The American poet Len Krisak asks a question common to all serious readers, one that, if posed privately, serves as an honest way to reveal one’s deeper tastes without the social pressures of fashion and snobbery. Think of it as a variation on the “Desert Island” parlor game. It helps to pare down to essentials what we really value and cull the dross:
“What are the poems one
returns to, always taking pleasure? Or to put it slightly differently, what
poems would enjoy the place of honor in one's Absolute Anthology (no fair
including warhorses, chestnuts, and poems one is supposed to like)?”
Let’s limit this to three English-language
poems. My first nomination required no thought: “The Vanity of Human Wishes” (1749),
Samuel Johnson’s imitation of Juvenal’s Tenth Satire. There’s a sturdy elegance
to Johnson’s lines. His biographer, W. Jackson Bate, describes the poem as
“strangely powerful.” The title traces its lineage to Ecclesiastes 1:2, “Vanity
of vanities; all is vanity,” a phrase distilling Johnson’s abiding theme.

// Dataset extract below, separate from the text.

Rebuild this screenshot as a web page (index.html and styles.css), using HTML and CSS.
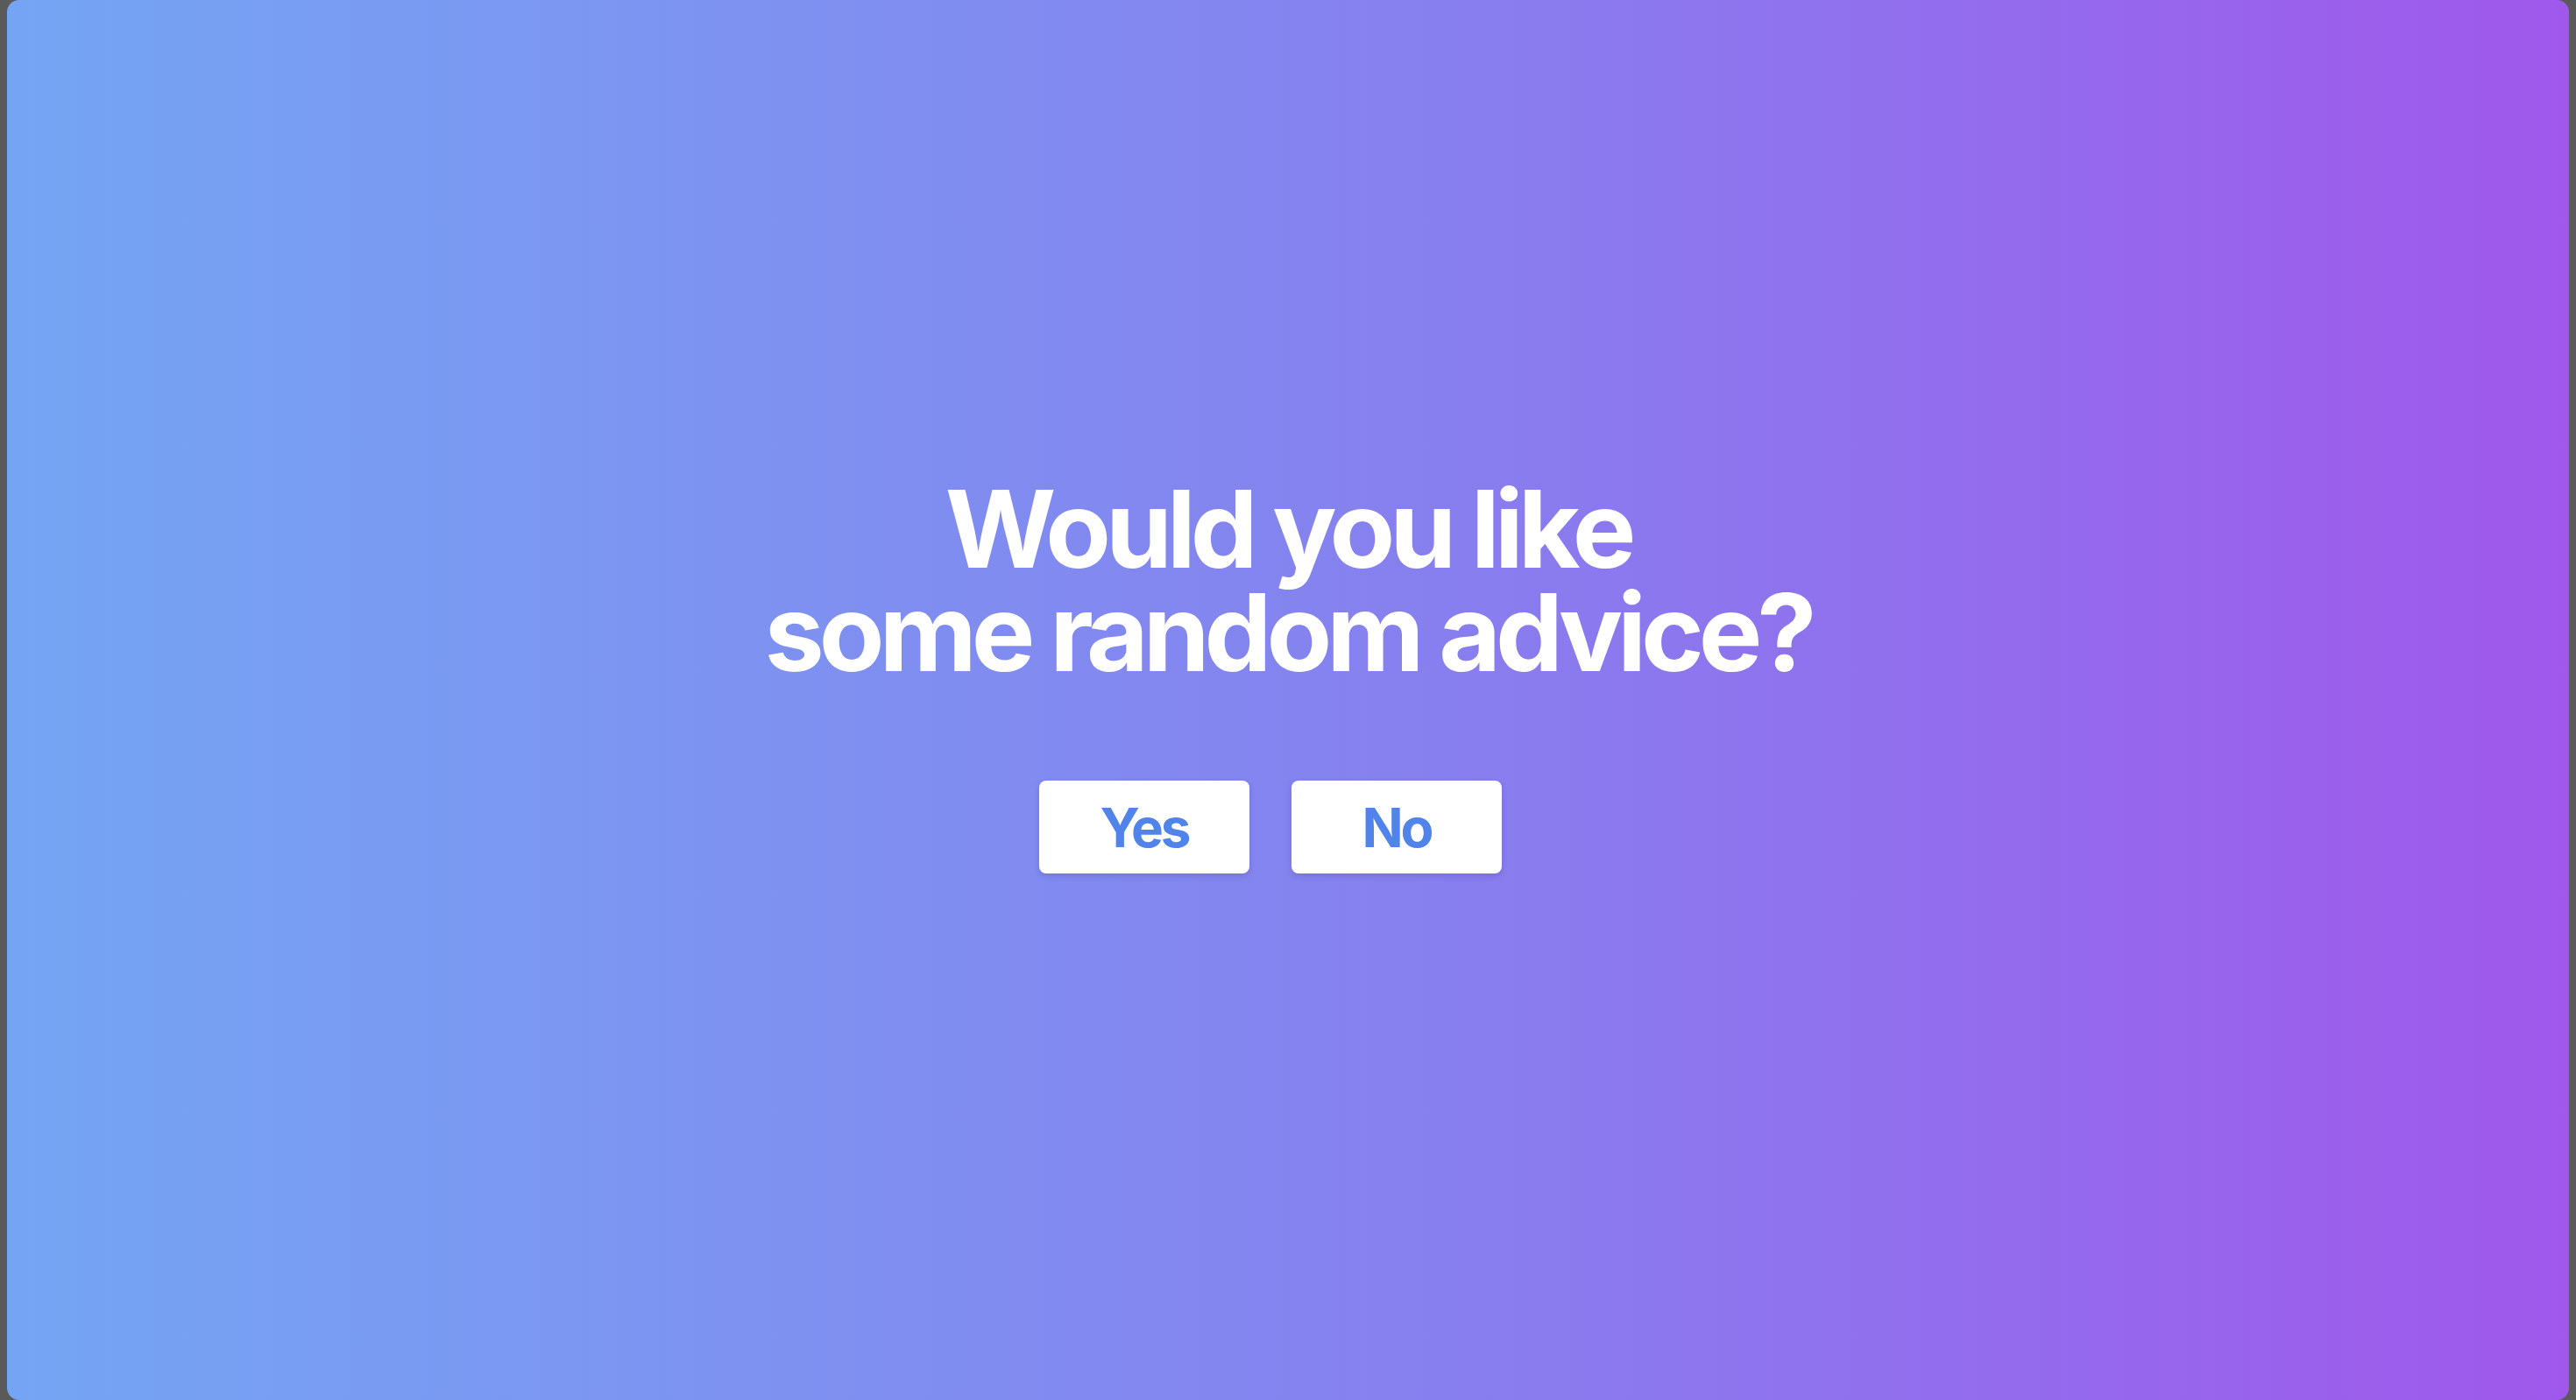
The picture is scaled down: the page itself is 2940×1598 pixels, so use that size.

Next, “A Summer Commentary” (1943) by Yvor Winters. Return to the question posed
in the second stanza: “Where is the meaning that I found?” The answer is the
poem and the experiences it recalls. “A Summer Commentary,” like any great
poem, defies glib paraphrase. It immerses us in sensory detail (auditory, visual, even olfactory and gustatory) while connoting emotional and intellectual
maturity. It renders a life’s education in twenty lines.
Finally, “A World Without Objects is a Sensible Emptiness” (Ceremony and Other Poems, 1950) by Richard Wilbur. Selfishness, despair and ingratitude forever tempt us. In this poem, Wilbur embraces the sensory world. His is not the way of the Desert Fathers. The world has worth and should not be scorned. After all, the Incarnation occurred in this world, as Wilbur observes in the poem’s final stanza. His title is adapted from a passage in Thomas Traherne’s Centuries of Meditation, called by C.S. Lewis “almost the most beautiful book in English."
What, no Larkin? No
Shakespeare, Pope, Landor, Dickinson, Housman or Robinson? Wait for a second revised edition of the Absolute Anthology.
1 comment:
Gotta agree on "A Summer Commentary". I'd add Tim Steele's "The Chorus" and Helen Pinkerton's " On The Jamb-Statues Of The Portal Royal Of Chartres Cathedral".